I don't care too much, but give me options to switch. If it does everything without asking, give me a "--dry-run" option or something that lets me check before doing anything. On the other hand, if it's asking a lot, let me specify "--yes" as apt does so that it doesn't ask me anything in automated installs or things like that.

[+] mason55|4 years ago|reply
IMO any script that makes any real changes (either to the local system or remotely) should take some kind of input.

It's one thing if your script reads some stuff and prints output. Defaulting to the current working directory (or whatever makes sense) is fine.

If the script is reading config from a config file or envvars then it should still probably get some kind of confirmation if it's going to make any kind of change (of course with an option to auot-confirm via a flag like --yes).

For really destructive changes it should default to dry run and require an explicit —-execute flag but for less destructive changes I think a path as input on the command line is enough confirmation.

That being said, if it’s an unknown script I’d just read it. And if it’s a binary I’d pass —-help.

[+] scbrg|4 years ago|reply
A script is just another command, the only difference in this case is that you wrote it and not someone else. If its purpose is to make changes, and it's obvious what changes it should make without any arguments, I'd say it can do so without further ado. poweroff doesn't ask me what I want to do - I already told it by executing it - and that's a pretty drastic change.

Commands that halt halfway through and expect user confirmation should definitely have an option to skip that behavior. I want to be able to use anything in a script of my own.
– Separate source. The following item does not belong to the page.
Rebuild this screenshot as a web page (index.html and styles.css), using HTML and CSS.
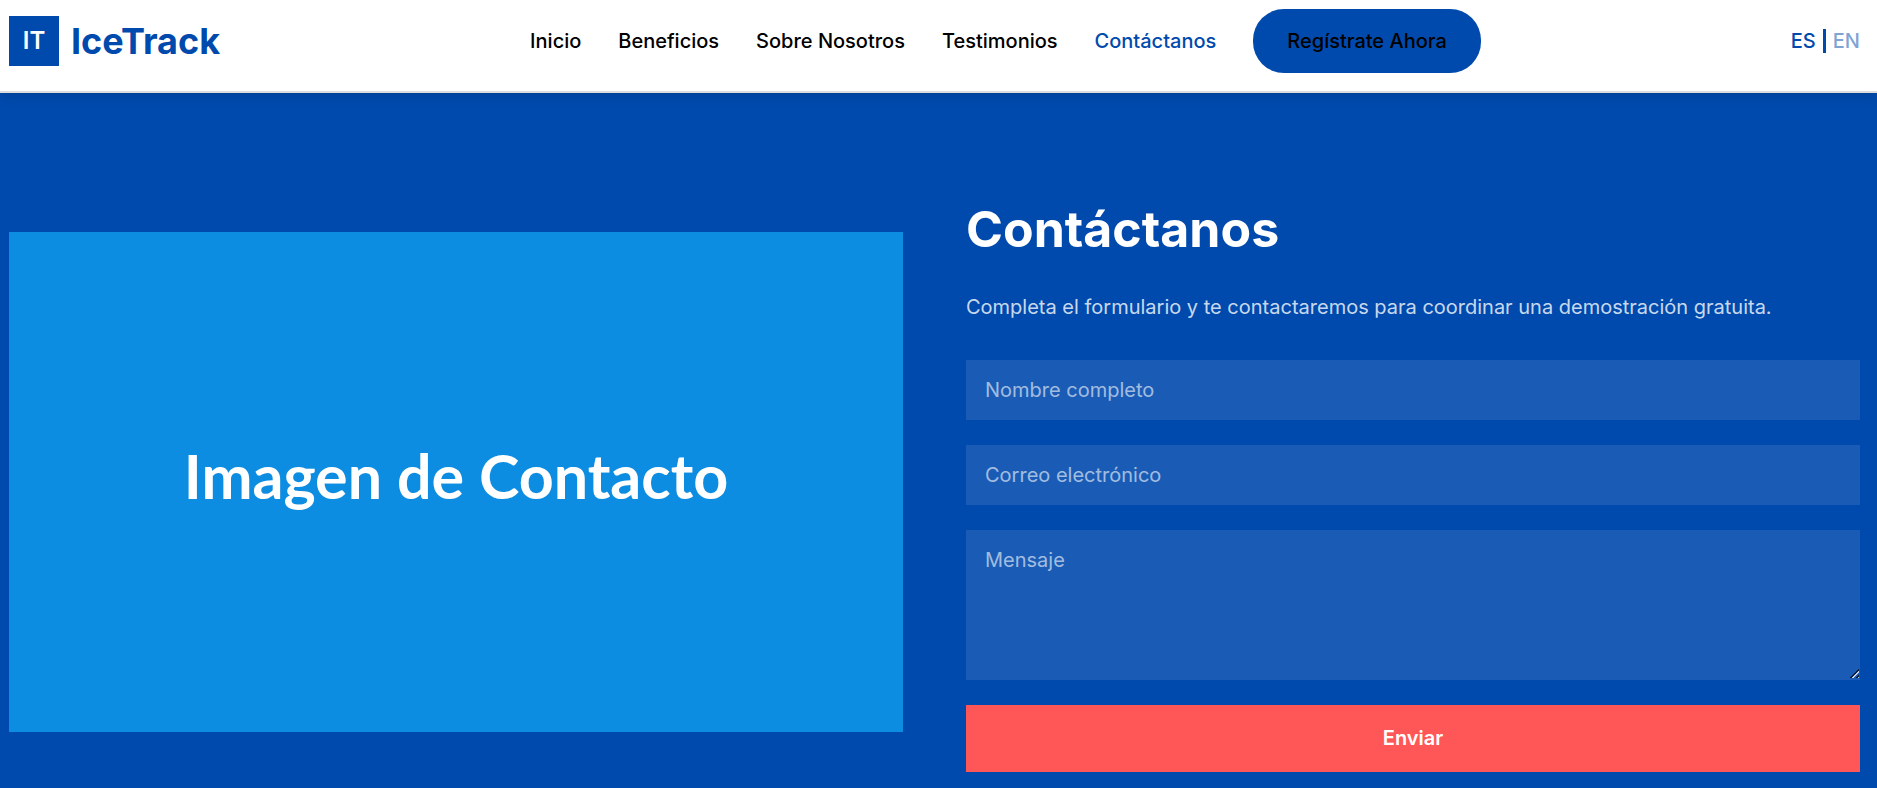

[+] auno|4 years ago|reply
What you're getting at seems to be more about CLI conventions as opposed to script conventions specifically. As such, you might want to have a look at https://clig.dev/ which is a really comprehensive document describing CLI guidelines. I can't say I've read the whole thing yet, but everything I _have_ read very much made sense.

It's been discussed here on HN before.

https://news.ycombinator.com/item?id=25304257

[+] gmuslera|4 years ago|reply
What is your intended audience? It is you? A batch job or called by another program? Or a person that may or not be able to read bash and will call it manually?

A good and descriptive name comes first, then the action and the people that may have to run it are next.

[+] guruparan18|4 years ago|reply
I am confused how this works. I would assume `SECONDS` would just be a shell variable and it was first assigned `0` and then it should stay same, why did it keep counting the seconds?

    > SECONDS
    bash: SECONDS: command not found
    > SECONDS=0; sleep 5; echo $SECONDS;
    5
    > echo "Your command completed after $SECONDS seconds";
    Your command completed after 41 seconds
    > echo "Your command completed after $SECONDS seconds";
    Your command completed after 51 seconds
    > echo "Your command completed after $SECONDS seconds";
    Your command completed after 53 seconds
[+] notatoad|4 years ago|reply
I really love this style of blog post. Short, practical, no backstory, and not trying to claim one correct way to do anything. Just an unopinionated share that was useful to the author.

It seems like a throwback to a previous time, but honestly can't remember when that was. Maybe back to a time when I hoped this was what blogging could be.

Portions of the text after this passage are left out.